Ahmadinejad e Khamenei vedono il programma nucleare e la loro sopravvivenza al potere «intimamente collegati». Per questo, ciò di cui c'è bisogno è «un tipo di sanzioni capace di aiutare l'opposizione iraniana a far cadere questi governanti ancora vulnerabili», suggerisce Kagan. L'argomento secondo cui le sanzioni rafforzerebbero il sostegno popolare al governo non regge più dopo la crisi innescata dalle elezioni del 12 giugno, che «ha aperto una breccia irreparabile tra il regime e ampia parte della società iraniana, persino del clero». Quando le sanzioni cominceranno ad avere effetto, prevede Kagan, l'opposizione sosterrà che il regime sta portanto l'Iran alla rovina.

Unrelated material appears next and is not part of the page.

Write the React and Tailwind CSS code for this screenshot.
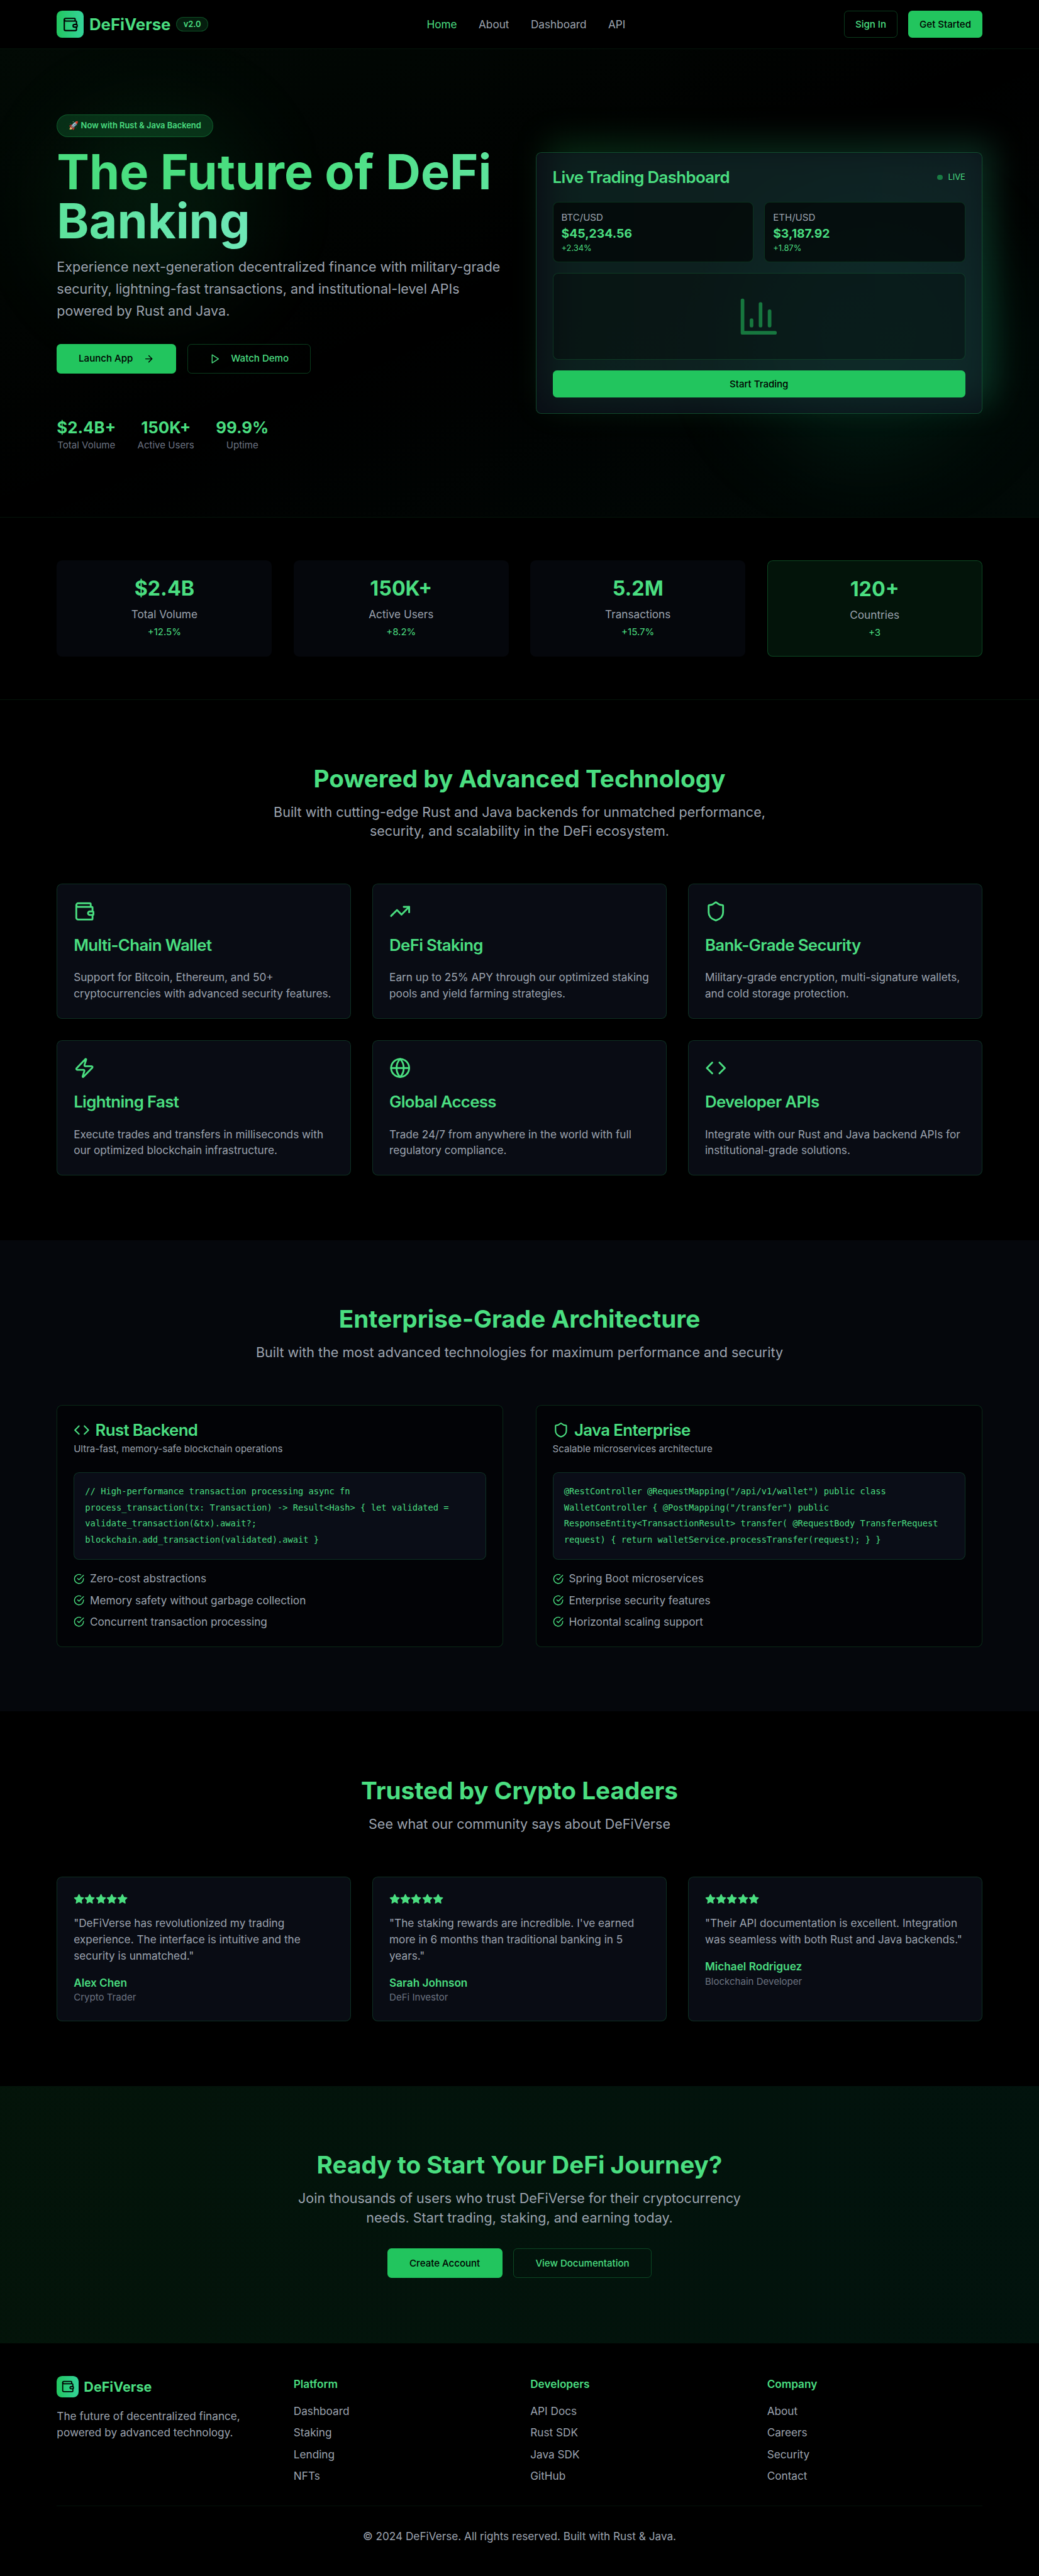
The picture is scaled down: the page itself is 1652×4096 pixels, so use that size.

Non necessariamente le sanzioni porteranno alla caduta del regime, «ma le probabilità che possa cadere sotto il giusto mix di opposizione interna e pressione esterna sono maggiori delle probabilità che abbandoni volontariamente il suo programma nucleare - forse molto maggiori», conclude Kagan. Se l'amministrazione Obama rivendica il suo «realismo pragmatico», dovrebbe perseguire la politica che «ha maggiori possibilità di successo».

2 comments:

Luciano rangon said...

Da Wikipedia:
Michael Arthur Ledeen (Los Angeles, 1º agosto 1941) è un giornalista e storico statunitense. È membro dell'American Enterprise Institute, noto think tank neoconservatore.

Negli anni '70 si è occupato della storia del fascismo collaborando con Renzo De Felice. In seguito ha continuato a frequentare spesso l'Italia, lavorando anche come consulente per il SISMI.

È implicato in alcuni importanti scandali, come lo scandalo Iran-Contra ed il Nigergate; è stato inoltre accusato di aver collaborato con la P2 di Licio Gelli, nonostante abbia negato qualsiasi implicazione.[senza fonte]
Ho detto tutto.

Cachorro Quente said...

Non conosco bene la storia delle Filippine, ma non mi pare che il caso della Polonia sia paragonabile, nè che quello del Nicaragua sia così utile all'argomentazione di Kagan.